Un messaggio poi ci ha tenuto di trasmettere Maurizio Cimbali agli spettatori di Viva il Caffè: “Non è facile. Ma io credo molto nel fatto che oggi, qualsiasi lavoro si faccia, bisogna essere dei professionisti. Lo specialty richiede conoscenza e formazione. Cose che richiedono pazienza: non si può esser pronti subito. E non solo: anche conservare l’umiltà è importante. Bisogna sempre chiedersi, anche nel successo, come ci si può migliorare. L’altro 50% lo fa l’uomo. L’empatia, il modo di comunicare, la passione sono essenziali. Non basta esser solo dei bravi professionisti.”
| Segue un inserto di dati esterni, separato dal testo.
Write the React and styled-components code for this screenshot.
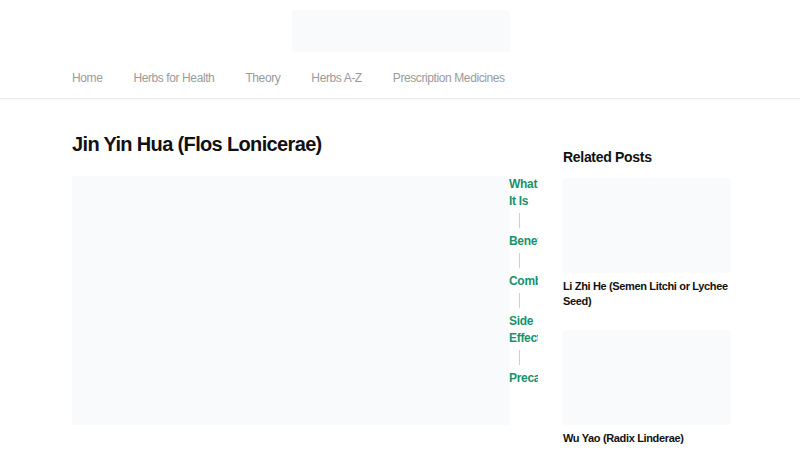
import styled, { createGlobalStyle } from 'styled-components'

const GlobalStyle = createGlobalStyle`
    body {
        margin: 0;
        background: #ffffff;
        font-family: "Liberation Sans", Arial, sans-serif;
    }
`;

const Header = styled.header`
    border-bottom: 1px solid #ececec;
    box-shadow: 0 1px 2px rgba(0, 0, 0, 0.03);
`;

const LogoRow = styled.div`
    display: flex;
    justify-content: center;
    padding-top: 10px;
`;

const Logo = styled.div`
    width: 218px;
    height: 42px;
    margin-left: 1px;
    background: #f9fafb;
    border-radius: 3px;
`;

const Nav = styled.nav`
    display: flex;
    gap: 31px;
    padding: 19px 0 0 72px;
    height: 27px;
`;

const NavLink = styled.a`
    color: #9a9a9a;
    font-size: 12px;
    line-height: 15px;
    letter-spacing: -0.4px;
    text-decoration: none;
`;

const Layout = styled.div`
    display: grid;
    grid-template-columns: 466px 168px;
    column-gap: 25px;
    margin-left: 72px;
    padding-top: 33px;
`;

const Title = styled.h1`
    margin: 0 0 20px;
    font-size: 20px;
    line-height: 24px;
    font-weight: 700;
    letter-spacing: -0.65px;
    color: #111111;
`;

const ContentRow = styled.div`
    display: grid;
    grid-template-columns: 437px 29px;
`;

const HeroImage = styled.div`
    height: 249px;
    background: #f9fafb;
`;

const Toc = styled.ul`
    list-style: none;
    margin: 0;
    padding: 0;
    overflow: hidden;
    display: flex;
    flex-direction: column;
`;

const TocItem = styled.li`
    color: #15936b;
    font-size: 12px;
    font-weight: 700;
    line-height: 17px;
    letter-spacing: -0.3px;
    white-space: ${props => props.$wrap ? 'normal' : 'nowrap'};
    width: 36px;
`;

const TocDivider = styled.li`
    width: 1px;
    height: 15px;
    margin: 3px 0 5px 10px;
    background: #cfcfcf;
`;

const Sidebar = styled.aside`
    padding-top: 17px;
`;

const SideTitle = styled.h2`
    margin: 0 0 12px;
    font-size: 14px;
    line-height: 17px;
    font-weight: 700;
    letter-spacing: -0.3px;
    color: #111111;
`;

const Card = styled.div`
    margin-bottom: 21px;
`;

const CardImage = styled.div`
    height: 95px;
    background: #f9fafb;
    border-radius: 3px;
`;

const CardTitle = styled.div`
    margin-top: 6px;
    font-size: 11px;
    line-height: 15px;
    font-weight: 700;
    letter-spacing: -0.35px;
    color: #111111;
`;

const navItems = ['Home', 'Herbs for Health', 'Theory', 'Herbs A-Z', 'Prescription Medicines']
const tocItems = ['What It Is', 'Benefits', 'Combinations', 'Side Effects', 'Precautions']
const related = ['Li Zhi He (Semen Litchi or Lychee Seed)', 'Wu Yao (Radix Linderae)']

export default function App() {
  return (
    <>
        <GlobalStyle />
        <Header>
            <LogoRow>
                <Logo />
            </LogoRow>
            <Nav>
                {navItems.map(item => (
                    <NavLink key={item} href="#">{item}</NavLink>
                ))}
            </Nav>
        </Header>
        <Layout>
            <main>
                <Title>Jin Yin Hua (Flos Lonicerae)</Title>
                <ContentRow>
                    <HeroImage />
                    <Toc>
                        {tocItems.flatMap((item, i) => [
                            i > 0 && <TocDivider key={'d' + i} />,
                            <TocItem key={item} $wrap={item.includes(' ')}>{item}</TocItem>
                        ])}
                    </Toc>
                </ContentRow>
            </main>
            <Sidebar>
                <SideTitle>Related Posts</SideTitle>
                {related.map(post => (
                    <Card key={post}>
                        <CardImage />
                        <CardTitle>{post}</CardTitle>
                    </Card>
                ))}
            </Sidebar>
        </Layout>
    </>
  )
}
Maurizio Cimbali poi entra nel merito dell’espresso: “Caffè e Italia sono due cose che possono comunicare tra di loro. Il caffè significa Italia.” Un Paese dove la bellezza e l’arte sono espressi ai massimi livelli. Questa bevanda da un po’ di anni è diventata centrale. “Ci siamo accorti troppo tardi, ma ora si potrà solo crescere. Dobbiamo vedere quante operazioni finanziarie attorno al caffè e alle macchine sono avvenute negli ultimi 5 anni. Il quadro competitivo è molto diverso. Tutto è molto più difficile di prima, di fronte a gruppi quotati esteri. Ma le opportunità ci sono per tutti quelli che vogliono cogliere le sfide.”
Aggiunge Cimbali: “Noi italiani abbiamo pregi e difetti come tutti. Ma il made in Italy è apprezzato in tutto il mondo. E’ l’espressione della nostra creatività, genialità e sensibilità al bello. Di questo dobbiamo esser coscienti.”
Queste le parole di un imprenditore a capo di un’azienda che anche di fronte al Covid ha pensato alla ripartenza, con idee nuove nate proprie in un contesto difficile. “Dobbiamo rientrare più forti di prima, con obiettivi di eccellenza”.
Trovando sempre modi per restare operativi, come Gruppo Cimbali è riuscito a fare tenendo le porte aperte del Mumac convertendo il museo della macchlo nel centro di vaccinazioni.